State House is probably aware that he has the kind of information that can destroy Museveni or if it cannot destroy Museveni, can be used to further divide and sow intrigue in the NRM to the point of paralyzing it.
Some sources say the Kayihura Tapes were leaked by the Mbabazi camp to send a signal to State House that if it has chosen to fight Mbabazi using underhand methods, his network can also use the same intrigue on its own terms and at its own timing.
Mbabazi has, since the March 3 State House meeting gone on to project even more clout. He now holds weekly media briefings, his press unit sends out press releases to media houses and journalists, in the same way the State House press unit does.
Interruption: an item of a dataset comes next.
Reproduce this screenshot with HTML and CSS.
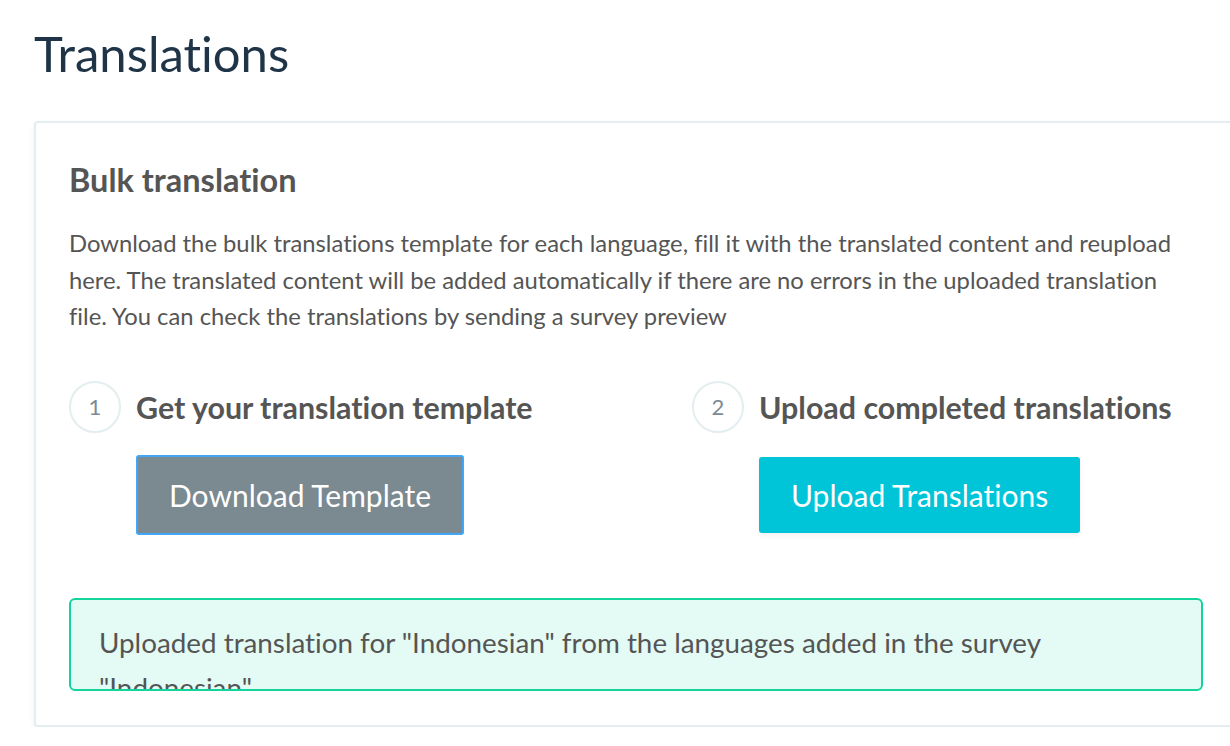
FILE: index.html
```html
<!DOCTYPE html>
<html>
<head>
<meta charset="utf-8">
<link rel="stylesheet" href="styles.css">
</head>
<body>
<h1 class="title">Translations</h1>
<div class="card">
  <h2 class="card-title">Bulk translation</h2>
  <p class="desc">Download the bulk translations template for each language, fill it with the translated content and reupload here. The translated content will be added automatically if there are no errors in the uploaded translation file. You can check the translations by sending a survey preview</p>
  <div class="steps">
    <div class="step">
      <div class="step-head">
        <span class="num">1</span>
        <span class="step-title">Get your translation template</span>
      </div>
      <button class="btn btn-gray">Download Template</button>
    </div>
    <div class="step">
      <div class="step-head">
        <span class="num">2</span>
        <span class="step-title">Upload completed translations</span>
      </div>
      <button class="btn btn-cyan">Upload Translations</button>
    </div>
  </div>
  <div class="alert">Uploaded translation for "Indonesian" from the languages added in the survey "Indonesian"</div>
</div>
</body>
</html>
```
FILE: styles.css
```css
html, body { margin: 0; padding: 0; background: #fff; }
body {
  font-family: Lato, "Noto Sans", sans-serif;
  font-variant-ligatures: none;
  color: #555;
  width: 1237px;
  overflow: hidden;
  padding: 0 0 0 34px;
  box-sizing: border-box;
}
.title {
  margin: 0;
  padding-top: 23px;
  font-size: 49px;
  font-weight: 400;
  line-height: 60px;
  color: #1f3447;
}
.card {
  margin-top: 38px;
  border: 2px solid #e4edf0;
  border-radius: 4px;
  box-shadow: 0 3px 6px rgba(0,0,0,0.06);
  padding: 38px 32px 34px 33px;
}
.card-title {
  margin: 0;
  font-size: 32.5px;
  font-weight: 700;
  line-height: 38px;
  color: #555;
}
.desc {
  margin: 26px 0 0 0;
  padding-right: 12px;
  font-size: 23.8px;
  line-height: 36.5px;
  color: #555;
}
.steps {
  display: grid;
  grid-template-columns: 623px 1fr;
  margin-top: 46px;
}
.step-head {
  display: flex;
  align-items: center;
  gap: 15px;
}
.num {
  width: 48px;
  height: 48px;
  border: 2px solid #e4edf0;
  border-radius: 50%;
  display: flex;
  align-items: center;
  justify-content: center;
  font-size: 22px;
  color: #7b8a94;
}
.step-title {
  font-size: 30.4px;
  font-weight: 700;
  color: #555;
}
.btn {
  margin: 22px 0 0 67px;
  font-family: Lato, "Noto Sans", sans-serif;
  font-variant-ligatures: none;
  font-size: 30px;
  color: #fff;
  border-radius: 3px;
  cursor: pointer;
}
.btn-gray {
  background: #7b8990;
  border: 2px solid #42a5f5;
  height: 80px;
  padding: 0 31px;
}
.btn-cyan {
  background: #00c4d8;
  border: none;
  height: 76px;
  padding: 0 32px;
  margin-top: 24px;
  box-shadow: 0 3px 6px rgba(0,0,0,0.05);
}
.alert {
  margin-top: 63px;
  height: 93px;
  overflow: hidden;
  box-sizing: border-box;
  background: #e3fbf4;
  border: 2px solid #11d59a;
  border-radius: 6px;
  padding: 20px 28px;
  font-size: 27.8px;
  line-height: 45px;
  color: #555;
}
```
Jacqueline Mbabazi has not stopped speaking defiantly and so the assumption can be that Mbabazi’s 2016 presidential bid is still on. Where this points to is to increasing intrigue at the highest levels of the NRM government in 2014 and 2015.
The actors involved are too much at the centre for the centre to be able to hold any longer in the way it has done since 1986.
State House and the pro-Museveni camp will either have to deal a brutal blow to Mbabazi and hope the fallout does not create an armed rebellion or inside sabotage by the Mbabazi camp; or when the time is right, Mbabazi will have to officially announce his presidential bid, resign from the government and start campaigning for 2016.
Mbabazi’s resignation would ease the tension within the NRM and his continued stay in the party or government, with intrigue so deep right now runs the risk of the national situation exploding until, as it was in 1985, things fall apart before the elections are even held.